Return the material word for word. Do not include the pictures.
── Dataset excerpt ──
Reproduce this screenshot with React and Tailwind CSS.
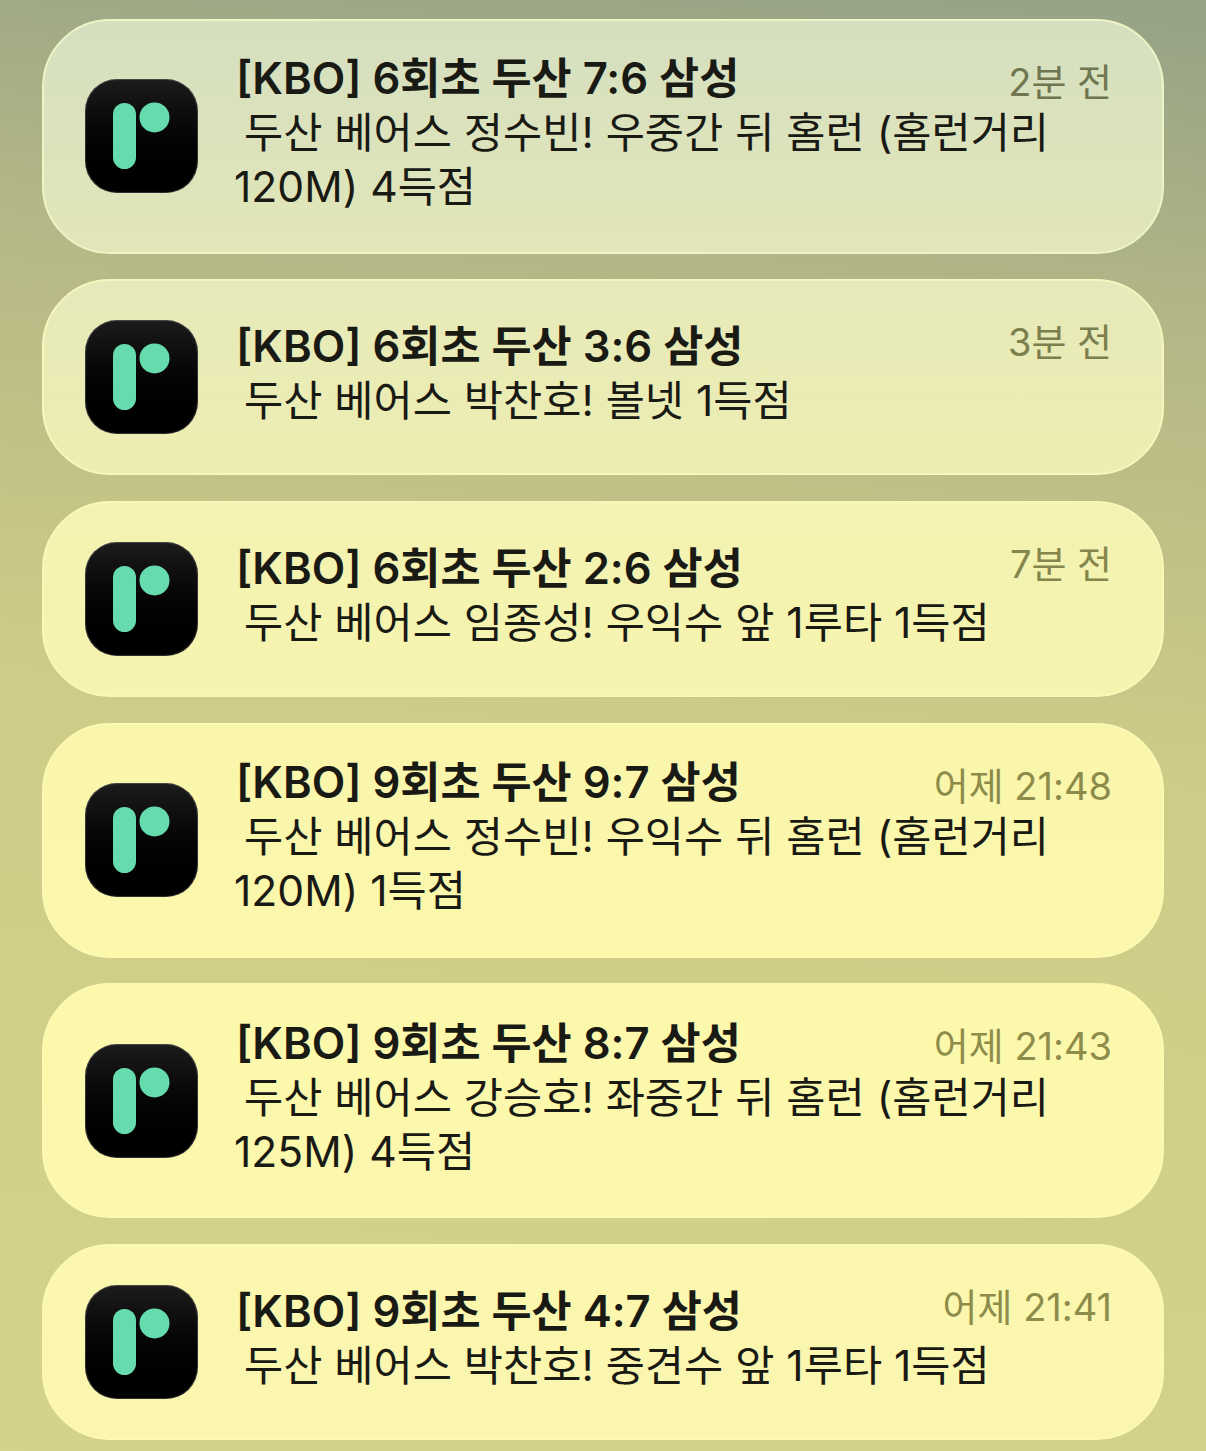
import React from "react";

const notifications = [
  {
    title: "[KBO] 6회초 두산 7:6 삼성",
    body: " 두산 베어스 정수빈! 우중간 뒤 홈런 (홈런거리 120M) 4득점",
    time: "2분 전",
    card: "from-[#d5dfc0] to-[#e2e6b8] border-[#edf4c6]",
    timeColor: "text-[#6f7650]",
  },
  {
    title: "[KBO] 6회초 두산 3:6 삼성",
    body: " 두산 베어스 박찬호! 볼넷 1득점",
    time: "3분 전",
    card: "from-[#e6e9b9] to-[#eeeeb2] border-[#f5f7bf]",
    timeColor: "text-[#7b7f4e]",
  },
  {
    title: "[KBO] 6회초 두산 2:6 삼성",
    body: " 두산 베어스 임종성! 우익수 앞 1루타 1득점",
    time: "7분 전",
    card: "from-[#f3f2b2] to-[#f6f4ae] border-[#f9f8b9]",
    timeColor: "text-[#85864c]",
  },
  {
    title: "[KBO] 9회초 두산 9:7 삼성",
    body: " 두산 베어스 정수빈! 우익수 뒤 홈런 (홈런거리 120M) 1득점",
    time: "어제 21:48",
    card: "from-[#f9f6ac] to-[#fbf7ab] border-[#fbf9b2]",
    timeColor: "text-[#8c8b4a]",
  },
  {
    title: "[KBO] 9회초 두산 8:7 삼성",
    body: " 두산 베어스 강승호! 좌중간 뒤 홈런 (홈런거리 125M) 4득점",
    time: "어제 21:43",
    card: "from-[#fcf8ab] to-[#fbf7ad] border-[#fcf9b2]",
    timeColor: "text-[#8e8c4a]",
  },
  {
    title: "[KBO] 9회초 두산 4:7 삼성",
    body: " 두산 베어스 박찬호! 중견수 앞 1루타 1득점",
    time: "어제 21:41",
    card: "from-[#fbf7ae] to-[#faf6b0] border-[#fcf9b6]",
    timeColor: "text-[#8e8c4a]",
  },
];

function AppIcon() {
  return (
    <div className="w-[113px] h-[114px] shrink-0 rounded-[32px] bg-gradient-to-b from-[#1c1c1c] to-black shadow-[inset_0_0_1px_1px_rgba(255,255,255,0.2)]">
      <svg width="113" height="114" viewBox="0 0 113 114">
        <rect x="28" y="24" width="23" height="66" rx="11.5" fill="#66dcae" />
        <circle cx="69.5" cy="38.4" r="15" fill="#66dcae" />
      </svg>
    </div>
  );
}

function NotificationCard({ title, body, time, card, timeColor }) {
  return (
    <div
      className={`relative flex items-center gap-[36px] min-h-[196px] py-[31.5px] pl-[41px] pr-[52px] rounded-[68px] border-2 bg-gradient-to-b ${card}`}
    >
      <AppIcon />
      <div className="flex-1 min-w-0 pb-[6px] text-[#1a1a14]">
        <div className="text-[43.6px] leading-[54px] font-semibold pl-[2px]">
          {title}
        </div>
        <div className="text-[42.6px] leading-[54px] whitespace-pre-wrap break-keep indent-[-2px]">
          {body}
        </div>
      </div>
      {/* timestamp stays pinned to the top corner, over the text column */}
      <div
        className={`absolute top-[36px] right-[50px] text-[38px] leading-[50px] ${timeColor}`}
      >
        {time}
      </div>
    </div>
  );
}

export default function App() {
  return (
    <div
      className="min-h-[1451px] flex flex-col gap-[25.7px] pt-[18.5px] px-[42px] overflow-hidden bg-[linear-gradient(186deg,#94a286_0%,#b3b686_20%,#cfcc88_50%,#d5d28a_100%)]"
      style={{ fontFamily: '"Inter", "Noto Sans CJK KR", sans-serif' }}
    >
      {notifications.map((n, i) => (
        <NotificationCard key={i} {...n} />
      ))}
    </div>
  );
}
───
### Task solution
Reproduce this screenshot with React and Tailwind CSS.
import React from "react";

const notifications = [
  {
    title: "[KBO] 6회초 두산 7:6 삼성",
    body: " 두산 베어스 정수빈! 우중간 뒤 홈런 (홈런거리 120M) 4득점",
    time: "2분 전",
    card: "from-[#d5dfc0] to-[#e2e6b8] border-[#edf4c6]",
    timeColor: "text-[#6f7650]",
  },
  {
    title: "[KBO] 6회초 두산 3:6 삼성",
    body: " 두산 베어스 박찬호! 볼넷 1득점",
    time: "3분 전",
    card: "from-[#e6e9b9] to-[#eeeeb2] border-[#f5f7bf]",
    timeColor: "text-[#7b7f4e]",
  },
  {
    title: "[KBO] 6회초 두산 2:6 삼성",
    body: " 두산 베어스 임종성! 우익수 앞 1루타 1득점",
    time: "7분 전",
    card: "from-[#f3f2b2] to-[#f6f4ae] border-[#f9f8b9]",
    timeColor: "text-[#85864c]",
  },
  {
    title: "[KBO] 9회초 두산 9:7 삼성",
    body: " 두산 베어스 정수빈! 우익수 뒤 홈런 (홈런거리 120M) 1득점",
    time: "어제 21:48",
    card: "from-[#f9f6ac] to-[#fbf7ab] border-[#fbf9b2]",
    timeColor: "text-[#8c8b4a]",
  },
  {
    title: "[KBO] 9회초 두산 8:7 삼성",
    body: " 두산 베어스 강승호! 좌중간 뒤 홈런 (홈런거리 125M) 4득점",
    time: "어제 21:43",
    card: "from-[#fcf8ab] to-[#fbf7ad] border-[#fcf9b2]",
    timeColor: "text-[#8e8c4a]",
  },
  {
    title: "[KBO] 9회초 두산 4:7 삼성",
    body: " 두산 베어스 박찬호! 중견수 앞 1루타 1득점",
    time: "어제 21:41",
    card: "from-[#fbf7ae] to-[#faf6b0] border-[#fcf9b6]",
    timeColor: "text-[#8e8c4a]",
  },
];

function AppIcon() {
  return (
    <div className="w-[113px] h-[114px] shrink-0 rounded-[32px] bg-gradient-to-b from-[#1c1c1c] to-black shadow-[inset_0_0_1px_1px_rgba(255,255,255,0.2)]">
      <svg width="113" height="114" viewBox="0 0 113 114">
        <rect x="28" y="24" width="23" height="66" rx="11.5" fill="#66dcae" />
        <circle cx="69.5" cy="38.4" r="15" fill="#66dcae" />
      </svg>
    </div>
  );
}

function NotificationCard({ title, body, time, card, timeColor }) {
  return (
    <div
      className={`relative flex items-center gap-[36px] min-h-[196px] py-[31.5px] pl-[41px] pr-[52px] rounded-[68px] border-2 bg-gradient-to-b ${card}`}
    >
      <AppIcon />
      <div className="flex-1 min-w-0 pb-[6px] text-[#1a1a14]">
        <div className="text-[43.6px] leading-[54px] font-semibold pl-[2px]">
          {title}
        </div>
        <div className="text-[42.6px] leading-[54px] whitespace-pre-wrap break-keep indent-[-2px]">
          {body}
        </div>
      </div>
      {/* timestamp stays pinned to the top corner, over the text column */}
      <div
        className={`absolute top-[36px] right-[50px] text-[38px] leading-[50px] ${timeColor}`}
      >
        {time}
      </div>
    </div>
  );
}

export default function App() {
  return (
    <div
      className="min-h-[1451px] flex flex-col gap-[25.7px] pt-[18.5px] px-[42px] overflow-hidden bg-[linear-gradient(186deg,#94a286_0%,#b3b686_20%,#cfcc88_50%,#d5d28a_100%)]"
      style={{ fontFamily: '"Inter", "Noto Sans CJK KR", sans-serif' }}
    >
      {notifications.map((n, i) => (
        <NotificationCard key={i} {...n} />
      ))}
    </div>
  );
}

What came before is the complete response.